ABSTRACT

The study of polymorphism has brought us to a realization of the significance of the social medium. In human society it is so complicated that probably few of us have a definite notion of what it is, though we all know that it is very important, but insect societies are so much simpler that they might be expected to yield a clearer conception of its nature. In one of my earlier lectures attention was called to the fact that the activities of social insects are merely modifications of the behaviour of their solitary ancestors. This is evident in the Aculeata and no doubt holds good also for the termites, although we know nothing of the habits of their solitary forbears, the Protoblattoidea. In the further discussion I shall therefore deal mainly with the Aculeata. The activities with which we are concerned are first, the nuptial or dissemination flight, second, nidification, third, foraging and storing food and its distribution among the members of the colony and fourth, defence. Among the solitary species these activities, with the exception of the nuptial flight or its equivalent, are carried on by the females exclusively.

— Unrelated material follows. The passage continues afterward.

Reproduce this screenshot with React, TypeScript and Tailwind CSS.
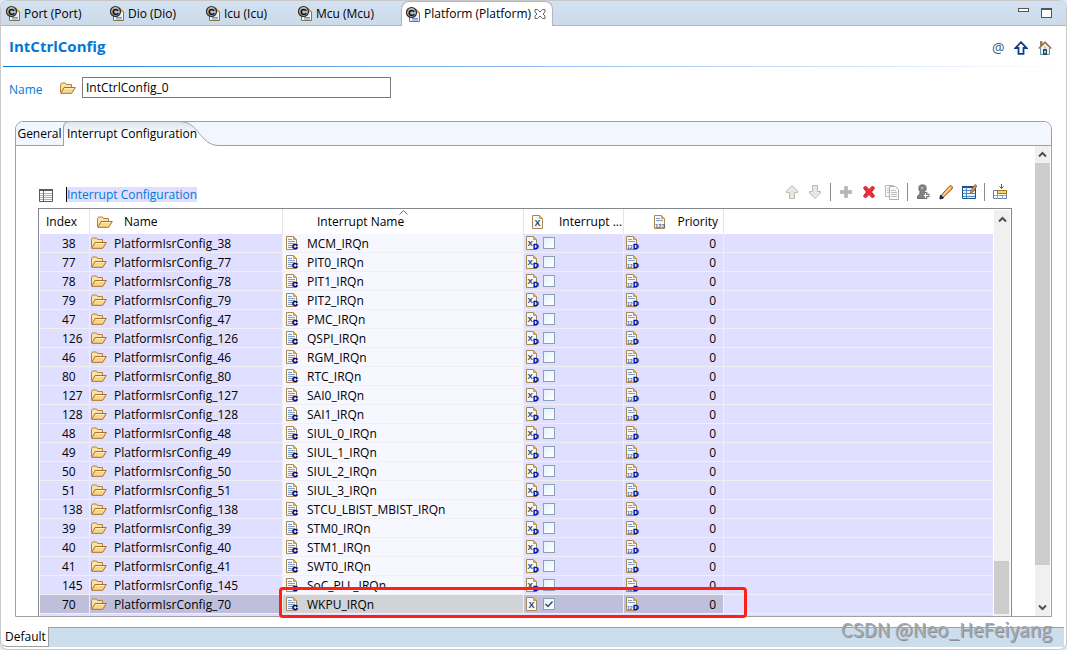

In the social species all four activities have become mass phenomena and are therefore intensified and modified, the nuptial flight but slightly, nidification and defence greatly, and most of all the trophic behaviour, which has to do with providing the adult and larval members of the colony with sustenance. The social medium, in very general terms, may be said to consist of these modified and intensified activities. Nidification and defence among the social Aculeates have had such a long and intricate evolution that their adequate presentation would require a special course of lectures. My time will permit me to consider only the trophic behaviour, to which all the other activities of the colony are really ancillary or contributory.